The Vale was in the grip of the severest recession which modern Britain had ever experienced, although worse was to come a few years later in the Depression of the 1930’s. No doubt in 1927 / 28 there still some around Millburn who could remember the bad times of the 1890’s and were urging that the Vale must prepare for the worst if they were to survive as a club. The Vale had already shown a strong dose of realism, and tough times called for tough solutions. Certainly the preferred strategy which emerged was very tough – it was to stop playing games until economic conditions improved, but still keep the club structure in place, to be re-activated as soon as circumstances allowed. Draconian it may have been, but given the rate at which clubs were going to the wall in Scotland in the late 1920’s it was a sensible and timely approach.

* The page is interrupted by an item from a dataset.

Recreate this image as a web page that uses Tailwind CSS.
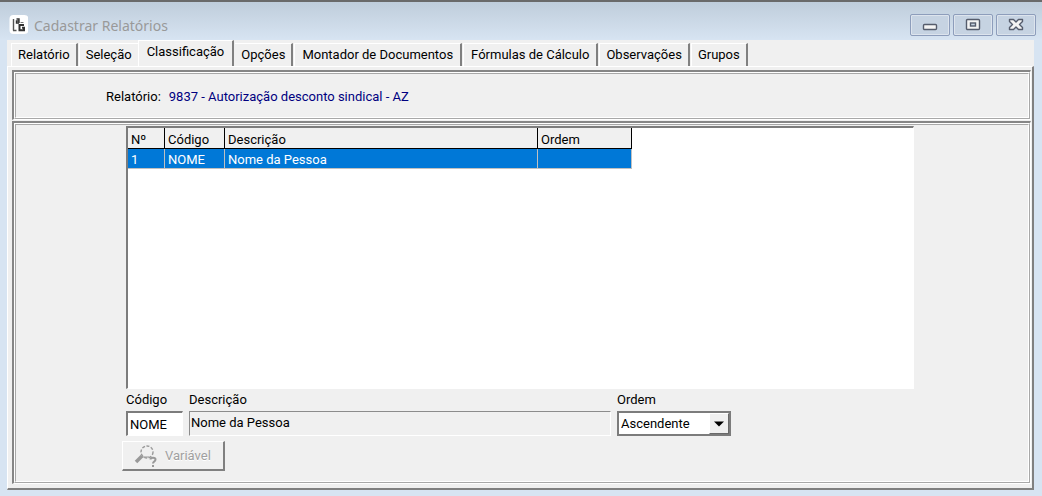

The decision to go into temporary hibernation was taken just a few weeks before the Great Wall Street Crash of October 1929.

Unfortunately, the Vale were overtaken by events before the officials had managed to take all necessary administrative steps. The Club stopped playing football, but did not withdraw from the Scottish Qualifying Cup in time and were held to be in default by not turning up to play Dykehead in the first round of the Qualifying Cup in the autumn of 1929. Ironically Dykehead, from Shotts, were in an almost identical financial position to the Vale, and barely outlasted them. For this withdrawal, the Vale were expelled from the SFA and were to remain officially in the wilderness for the next ten years. But as always with the Vale, that was not the whole story by any means.